5.2 Power of Members; No Agency or Authority. The Members shall have the power to exercise any and all rights or powers granted to the Members under the express terms of this Agreement or as otherwise required by the Act. Except as otherwise expressly provided in this Agreement, including without limitation, as set forth in the immediately following sentence, no Member shall take part in the operation or control of the business and affairs of the Company. Subject to obtaining any applicable consent pursuant to Section 8.5 of the Securityholders Agreement, the Members holding at least a majority of the outstanding Units may approve any Transaction (as defined in the Securityholders Agreement) without any action of the Board. No Member is an agent of the Company solely by virtue of being a Member, and no Member has the authority to act for the Company solely by virtue of being a Member. Any Member who takes any action or purports or attempts to bind the Company in violation of this Section 5.2 shall be solely responsible for any loss and/or expense incurred by the Company, any Manager or any Member as a result of such unauthorized action, and such Member shall indemnify and hold harmless the Company, each Manager and each other Member with respect to such loss and/or expense.

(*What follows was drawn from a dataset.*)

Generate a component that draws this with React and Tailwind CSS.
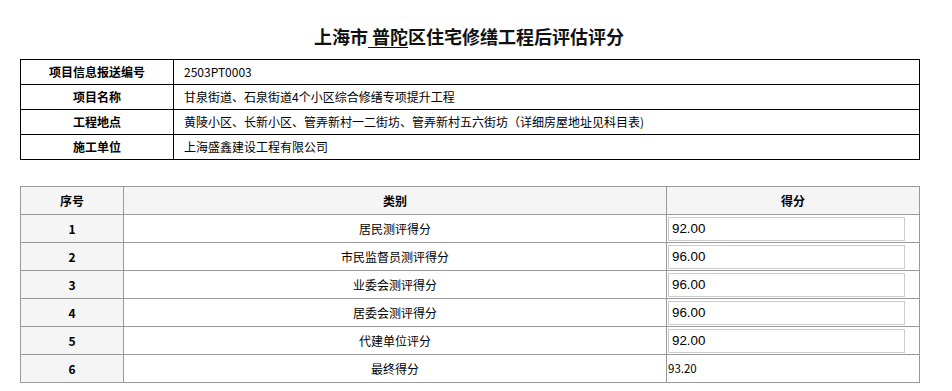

5.3 Actions and Meetings of the Members.
(a) Required Vote. Except as set forth in the Securityholders Agreement or in Section 5.3(f), any action of the Members required by the Act, or required or permitted by the terms of this Agreement to be taken by the Members, shall be taken by the Member or Members holding a majority of the outstanding Units.
(b) Place. The Members may, but shall not be required to, hold meetings in such place or places in the State of Delaware or outside the State of Delaware as the Managers shall determine from time to time.
(c) Time and Notice. Meetings of the Members shall be held whenever called by at least two Managers; provided, however, that the GSC Parties may collectively call one meeting of the Members during a calendar year. Notice of the day, hour and place of holding of each meeting of the Members shall be given to each Member in accordance with Section 18.1 at least five business days before the meeting. Unless otherwise indicated in the notice thereof, any and all business may be transacted at any such meeting. At any meeting at which every Member shall be present, even though without any notice, any business may be transacted. Notice need not be given to any Member if a written waiver of notice is given by such Member before or after such meeting, and the presence of any Member at a meeting in person or telephonically shall constitute waiver of notice.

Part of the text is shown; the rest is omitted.